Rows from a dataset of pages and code
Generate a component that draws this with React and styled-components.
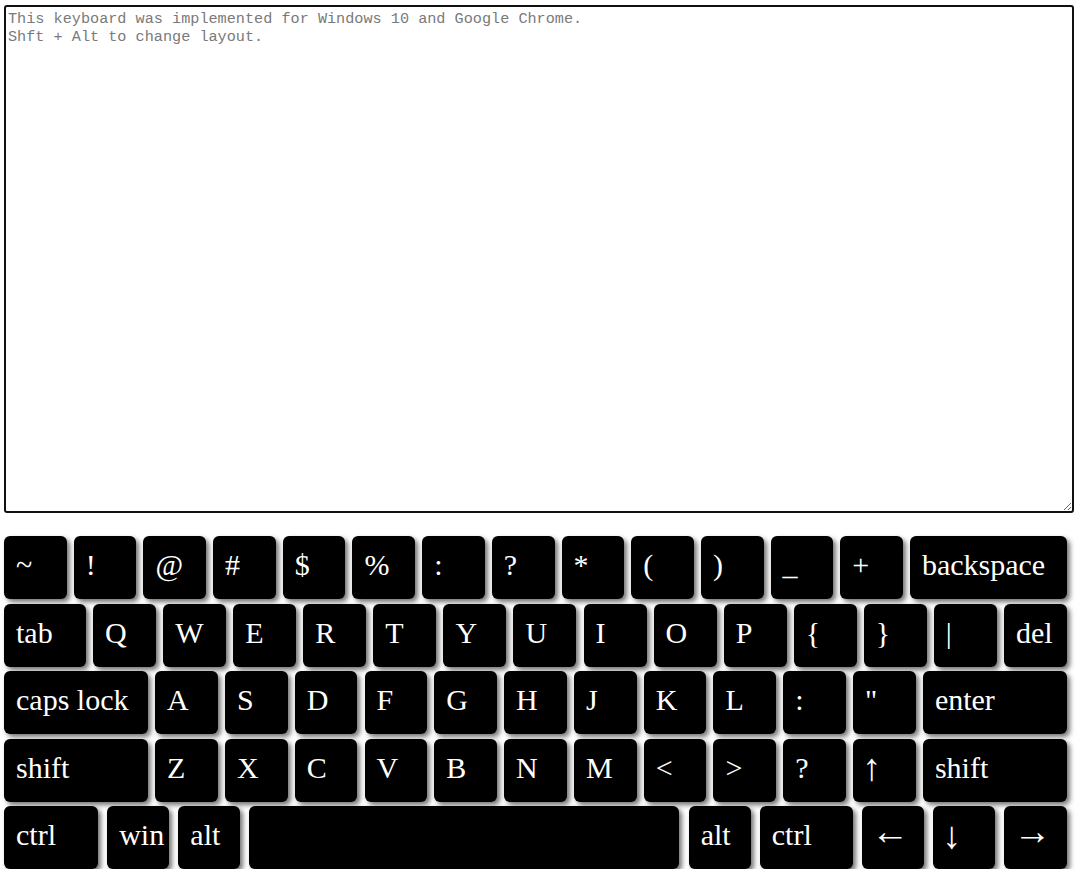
import React from "react";
import styled, { createGlobalStyle } from "styled-components";

const GlobalStyle = createGlobalStyle`
  html, body {
    margin: 0;
    padding: 0;
    background: #ffffff;
  }
  body {
    font-family: "Liberation Serif", "Times New Roman", serif;
  }
`;

const Page = styled.div`
  padding: 5px 0 0 4px;
`;

const TextArea = styled.textarea`
  display: block;
  box-sizing: border-box;
  width: 1070px;
  height: 508px;
  margin: 0;
  padding: 3px 2px 2px;
  border: 2px solid #111;
  border-radius: 3px;
  outline: none;
  font-family: "Liberation Mono", "DejaVu Sans Mono", monospace;
  font-size: 15.2px;
  line-height: 18px;
  color: #222;
  background: #fff;
  &::placeholder {
    color: #7a7a7a;
    opacity: 1;
  }
`;

const Keyboard = styled.div`
  display: flex;
  flex-direction: column;
  gap: 4.5px;
  width: 1063px;
  margin-top: 23px;
`;

const Row = styled.div`
  display: flex;
  justify-content: space-between;
`;

const Key = styled.div`
  box-sizing: border-box;
  flex: 0 0 auto;
  width: ${(p) => p.$w}px;
  height: 63px;
  padding: 12px 0 0 12px;
  background: #000;
  color: #fff;
  border-radius: 6px;
  box-shadow: 3px 3px 5px rgba(0, 0, 0, 0.55);
  font-family: "Liberation Serif", "Times New Roman", serif;
  font-size: 30px;
  line-height: 33px;
  white-space: nowrap;
  overflow: visible;
  user-select: none;
`;

const Arrow = styled.span`
  display: inline-block;
  font-size: 38px;
  line-height: 33px;
  transform: translate(-3px, ${(p) => p.$dy}px);
`;

const U = 62.7;

const rows = [
  [
    ["~", U], ["!", U], ["@", U], ["#", U], ["$", U], ["%", U], [":", U],
    ["?", U], ["*", U], ["(", U], [")", U], ["_", U], ["+", U], ["backspace", 157],
  ],
  [
    ["tab", 82], ["Q", 63], ["W", 63], ["E", 63], ["R", 63], ["T", 63], ["Y", 63],
    ["U", 63], ["I", 63], ["O", 63], ["P", 63], ["{", 63], ["}", 63], ["|", 63], ["del", 63],
  ],
  [
    ["caps lock", 144], ["A", U], ["S", U], ["D", U], ["F", U], ["G", U], ["H", U],
    ["J", U], ["K", U], ["L", U], [":", U], ["\"", U], ["enter", 144],
  ],
  [
    ["shift", 144], ["Z", U], ["X", U], ["C", U], ["V", U], ["B", U], ["N", U],
    ["M", U], ["<", U], [">", U], ["?", U], ["\u2191", U, 0], ["shift", 144],
  ],
  [
    ["ctrl", 94], ["win", 62], ["alt", 62], ["", 430], ["alt", 62], ["ctrl", 93],
    ["\u2190", 62, -3], ["\u2193", 62, 1], ["\u2192", 62.7, -3],
  ],
];

export default function App() {
  return (
    <>
      <GlobalStyle />
      <Page>
        <TextArea
          placeholder={
            "This keyboard was implemented for Windows 10 and Google Chrome.\nShft + Alt to change layout."
          }
        />
        <Keyboard>
          {rows.map((row, i) => (
            <Row key={i}>
              {row.map(([label, w, dy], j) => (
                <Key key={j} $w={w}>
                  {dy === undefined ? label : <Arrow $dy={dy}>{label}</Arrow>}
                </Key>
              ))}
            </Row>
          ))}
        </Keyboard>
      </Page>
    </>
  );
}
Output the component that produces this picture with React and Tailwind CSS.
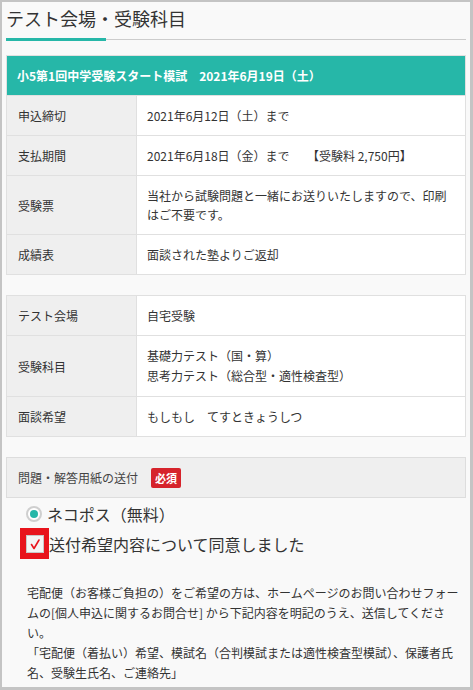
import React from "react"

const teal = "bg-[#26b7a8]"

function Row({ label, children, first }) {
  return (
    <div className={`flex ${first ? "" : "border-t border-[#e0e0e0]"}`}>
      <div className="w-[130px] shrink-0 bg-[#efefef] border-r border-[#e0e0e0] pl-[11px] pr-2 py-[10px] leading-[19px] flex items-center">
        {label}
      </div>
      <div className="flex-1 bg-white pl-[10px] pr-[10px] py-[10px] leading-[19px]">{children}</div>
    </div>
  )
}

export default function App() {
  return (
    <div className="w-[473px] h-[690px] overflow-hidden bg-[#f9f9f9] border-l-2 border-t-2 border-r-[3px] border-b-[3px] border-[#c4c4c4] font-['Noto_Sans_CJK_JP','Noto_Sans',sans-serif] text-[#333] text-[12px]">
      <div className="px-1">
        <h1 className="pt-[3px] text-[18px] leading-[27px] text-[#333]">テスト会場・受験科目</h1>
        <div className="mt-[6px] flex items-center h-[3px]">
          <div className={`w-[100px] h-[3px] ${teal}`} />
          <div className="flex-1 h-px bg-[#cccccc]" />
        </div>

        {/* 模試情報 */}
        <div className="mt-[14px] border border-[#e0e0e0]">
          <div className={`${teal} text-white font-bold pl-[10px] py-[10px] leading-[19px]`}>
            小5第1回中学受験スタート模試　2021年6月19日（土）
          </div>
          <Row label="申込締切">2021年6月12日（土）まで</Row>
          <Row label="支払期間">2021年6月18日（金）まで　{"\u00a0\u00a0"}【受験料 2,750円】</Row>
          <Row label="受験票">当社から試験問題と一緒にお送りいたしますので、印刷はご不要です。</Row>
          <Row label="成績表">面談された塾よりご返却</Row>
        </div>

        {/* 会場・科目 */}
        <div className="mt-[20px] border border-[#e0e0e0]">
          <Row label="テスト会場" first>自宅受験</Row>
          <Row label="受験科目">
            <div className="leading-[20px]">
              基礎力テスト（国・算）
              <br />
              思考力テスト（総合型・適性検査型）
            </div>
          </Row>
          <Row label="面談希望">もしもし　てすときょうしつ</Row>
        </div>

        {/* 送付 */}
        <div className="mt-[20px] border border-[#dddddd] bg-[#efefef] h-[41px] pl-[11px] flex items-center gap-[13px] text-[#444]">
          <span>問題・解答用紙の送付</span>
          <span className="bg-[#d6232b] text-white font-bold text-[11px] leading-[20px] w-[30px] text-center rounded-[2px]">必須</span>
        </div>

        <div className="mt-[4px] ml-[20px] flex items-center gap-[5px] h-[24px] text-[16px]">
          <span className="w-4 h-4 rounded-full border-2 border-[#cfcfcf] bg-white flex items-center justify-center">
            <span className={`w-2 h-2 rounded-full ${teal}`} />
          </span>
          <span>ネコポス（無料）</span>
        </div>

        <div className="mt-[2px] ml-[14px] flex items-center text-[16px]">
          <span className="w-[29px] h-[31px] bg-[#e8141c] flex items-center justify-center">
            <span className="w-[18px] h-[18px] bg-[#f4f4f4] border border-[#c8c8c8] flex items-center justify-center">
              <svg width="14" height="14" viewBox="0 0 14 14">
                <path d="M3.5 7.5 L6 11.5 L11 3" fill="none" stroke="#e8141c" strokeWidth="1.6" strokeLinecap="round" strokeLinejoin="round" />
              </svg>
            </span>
          </span>
          <span className="leading-[24px]">送付希望内容について同意しました</span>
        </div>

        <p className="mt-[24px] ml-[21px] mr-1 leading-[20px] text-[12px]">
          宅配便（お客様ご負担の）をご希望の方は、ホームページのお問い合わせフォームの[個人申込に関するお問合せ] から下記内容を明記のうえ、送信してください。
          <br />
          「宅配便（着払い）希望、模試名（合判模試または適性検査型模試）、保護者氏名、受験生氏名、ご連絡先」
        </p>
      </div>
    </div>
  )
}
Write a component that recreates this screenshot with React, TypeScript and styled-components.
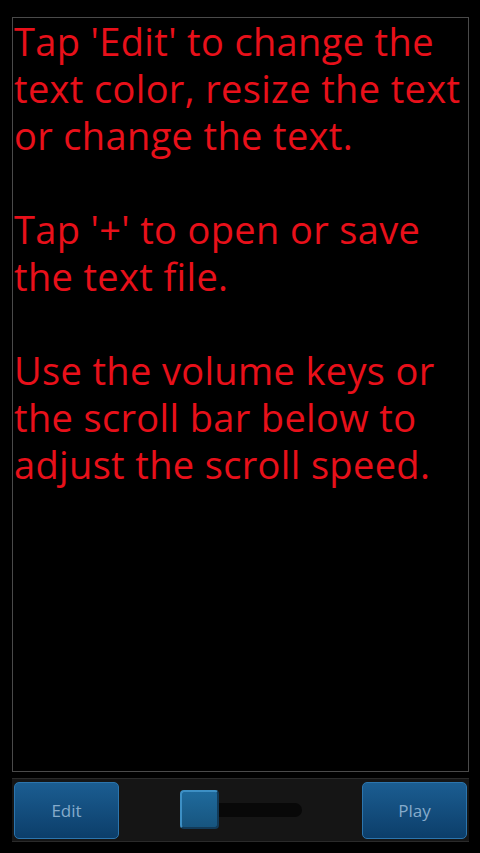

**CHALLENGE**
Repeat the material above in full and exactly, omitting the pictures.

**EXERCISE SOLUTION**
Generate a component that draws this with React and styled-components.
import React from "react";
import styled, { createGlobalStyle } from "styled-components";

const GlobalStyle = createGlobalStyle`
  html, body {
    margin: 0;
    padding: 0;
    background: #ffffff;
  }
  body {
    font-family: "Liberation Serif", "Times New Roman", serif;
  }
`;

const Page = styled.div`
  padding: 5px 0 0 4px;
`;

const TextArea = styled.textarea`
  display: block;
  box-sizing: border-box;
  width: 1070px;
  height: 508px;
  margin: 0;
  padding: 3px 2px 2px;
  border: 2px solid #111;
  border-radius: 3px;
  outline: none;
  font-family: "Liberation Mono", "DejaVu Sans Mono", monospace;
  font-size: 15.2px;
  line-height: 18px;
  color: #222;
  background: #fff;
  &::placeholder {
    color: #7a7a7a;
    opacity: 1;
  }
`;

const Keyboard = styled.div`
  display: flex;
  flex-direction: column;
  gap: 4.5px;
  width: 1063px;
  margin-top: 23px;
`;

const Row = styled.div`
  display: flex;
  justify-content: space-between;
`;

const Key = styled.div`
  box-sizing: border-box;
  flex: 0 0 auto;
  width: ${(p) => p.$w}px;
  height: 63px;
  padding: 12px 0 0 12px;
  background: #000;
  color: #fff;
  border-radius: 6px;
  box-shadow: 3px 3px 5px rgba(0, 0, 0, 0.55);
  font-family: "Liberation Serif", "Times New Roman", serif;
  font-size: 30px;
  line-height: 33px;
  white-space: nowrap;
  overflow: visible;
  user-select: none;
`;

const Arrow = styled.span`
  display: inline-block;
  font-size: 38px;
  line-height: 33px;
  transform: translate(-3px, ${(p) => p.$dy}px);
`;

const U = 62.7;

const rows = [
  [
    ["~", U], ["!", U], ["@", U], ["#", U], ["$", U], ["%", U], [":", U],
    ["?", U], ["*", U], ["(", U], [")", U], ["_", U], ["+", U], ["backspace", 157],
  ],
  [
    ["tab", 82], ["Q", 63], ["W", 63], ["E", 63], ["R", 63], ["T", 63], ["Y", 63],
    ["U", 63], ["I", 63], ["O", 63], ["P", 63], ["{", 63], ["}", 63], ["|", 63], ["del", 63],
  ],
  [
    ["caps lock", 144], ["A", U], ["S", U], ["D", U], ["F", U], ["G", U], ["H", U],
    ["J", U], ["K", U], ["L", U], [":", U], ["\"", U], ["enter", 144],
  ],
  [
    ["shift", 144], ["Z", U], ["X", U], ["C", U], ["V", U], ["B", U], ["N", U],
    ["M", U], ["<", U], [">", U], ["?", U], ["\u2191", U, 0], ["shift", 144],
  ],
  [
    ["ctrl", 94], ["win", 62], ["alt", 62], ["", 430], ["alt", 62], ["ctrl", 93],
    ["\u2190", 62, -3], ["\u2193", 62, 1], ["\u2192", 62.7, -3],
  ],
];

export default function App() {
  return (
    <>
      <GlobalStyle />
      <Page>
        <TextArea
          placeholder={
            "This keyboard was implemented for Windows 10 and Google Chrome.\nShft + Alt to change layout."
          }
        />
        <Keyboard>
          {rows.map((row, i) => (
            <Row key={i}>
              {row.map(([label, w, dy], j) => (
                <Key key={j} $w={w}>
                  {dy === undefined ? label : <Arrow $dy={dy}>{label}</Arrow>}
                </Key>
              ))}
            </Row>
          ))}
        </Keyboard>
      </Page>
    </>
  );
}
Output the component that produces this picture with React and Tailwind CSS.
import React from "react"

const teal = "bg-[#26b7a8]"

function Row({ label, children, first }) {
  return (
    <div className={`flex ${first ? "" : "border-t border-[#e0e0e0]"}`}>
      <div className="w-[130px] shrink-0 bg-[#efefef] border-r border-[#e0e0e0] pl-[11px] pr-2 py-[10px] leading-[19px] flex items-center">
        {label}
      </div>
      <div className="flex-1 bg-white pl-[10px] pr-[10px] py-[10px] leading-[19px]">{children}</div>
    </div>
  )
}

export default function App() {
  return (
    <div className="w-[473px] h-[690px] overflow-hidden bg-[#f9f9f9] border-l-2 border-t-2 border-r-[3px] border-b-[3px] border-[#c4c4c4] font-['Noto_Sans_CJK_JP','Noto_Sans',sans-serif] text-[#333] text-[12px]">
      <div className="px-1">
        <h1 className="pt-[3px] text-[18px] leading-[27px] text-[#333]">テスト会場・受験科目</h1>
        <div className="mt-[6px] flex items-center h-[3px]">
          <div className={`w-[100px] h-[3px] ${teal}`} />
          <div className="flex-1 h-px bg-[#cccccc]" />
        </div>

        {/* 模試情報 */}
        <div className="mt-[14px] border border-[#e0e0e0]">
          <div className={`${teal} text-white font-bold pl-[10px] py-[10px] leading-[19px]`}>
            小5第1回中学受験スタート模試　2021年6月19日（土）
          </div>
          <Row label="申込締切">2021年6月12日（土）まで</Row>
          <Row label="支払期間">2021年6月18日（金）まで　{"\u00a0\u00a0"}【受験料 2,750円】</Row>
          <Row label="受験票">当社から試験問題と一緒にお送りいたしますので、印刷はご不要です。</Row>
          <Row label="成績表">面談された塾よりご返却</Row>
        </div>

        {/* 会場・科目 */}
        <div className="mt-[20px] border border-[#e0e0e0]">
          <Row label="テスト会場" first>自宅受験</Row>
          <Row label="受験科目">
            <div className="leading-[20px]">
              基礎力テスト（国・算）
              <br />
              思考力テスト（総合型・適性検査型）
            </div>
          </Row>
          <Row label="面談希望">もしもし　てすときょうしつ</Row>
        </div>

        {/* 送付 */}
        <div className="mt-[20px] border border-[#dddddd] bg-[#efefef] h-[41px] pl-[11px] flex items-center gap-[13px] text-[#444]">
          <span>問題・解答用紙の送付</span>
          <span className="bg-[#d6232b] text-white font-bold text-[11px] leading-[20px] w-[30px] text-center rounded-[2px]">必須</span>
        </div>

        <div className="mt-[4px] ml-[20px] flex items-center gap-[5px] h-[24px] text-[16px]">
          <span className="w-4 h-4 rounded-full border-2 border-[#cfcfcf] bg-white flex items-center justify-center">
            <span className={`w-2 h-2 rounded-full ${teal}`} />
          </span>
          <span>ネコポス（無料）</span>
        </div>

        <div className="mt-[2px] ml-[14px] flex items-center text-[16px]">
          <span className="w-[29px] h-[31px] bg-[#e8141c] flex items-center justify-center">
            <span className="w-[18px] h-[18px] bg-[#f4f4f4] border border-[#c8c8c8] flex items-center justify-center">
              <svg width="14" height="14" viewBox="0 0 14 14">
                <path d="M3.5 7.5 L6 11.5 L11 3" fill="none" stroke="#e8141c" strokeWidth="1.6" strokeLinecap="round" strokeLinejoin="round" />
              </svg>
            </span>
          </span>
          <span className="leading-[24px]">送付希望内容について同意しました</span>
        </div>

        <p className="mt-[24px] ml-[21px] mr-1 leading-[20px] text-[12px]">
          宅配便（お客様ご負担の）をご希望の方は、ホームページのお問い合わせフォームの[個人申込に関するお問合せ] から下記内容を明記のうえ、送信してください。
          <br />
          「宅配便（着払い）希望、模試名（合判模試または適性検査型模試）、保護者氏名、受験生氏名、ご連絡先」
        </p>
      </div>
    </div>
  )
}
Write a component that recreates this screenshot with React, TypeScript and styled-components.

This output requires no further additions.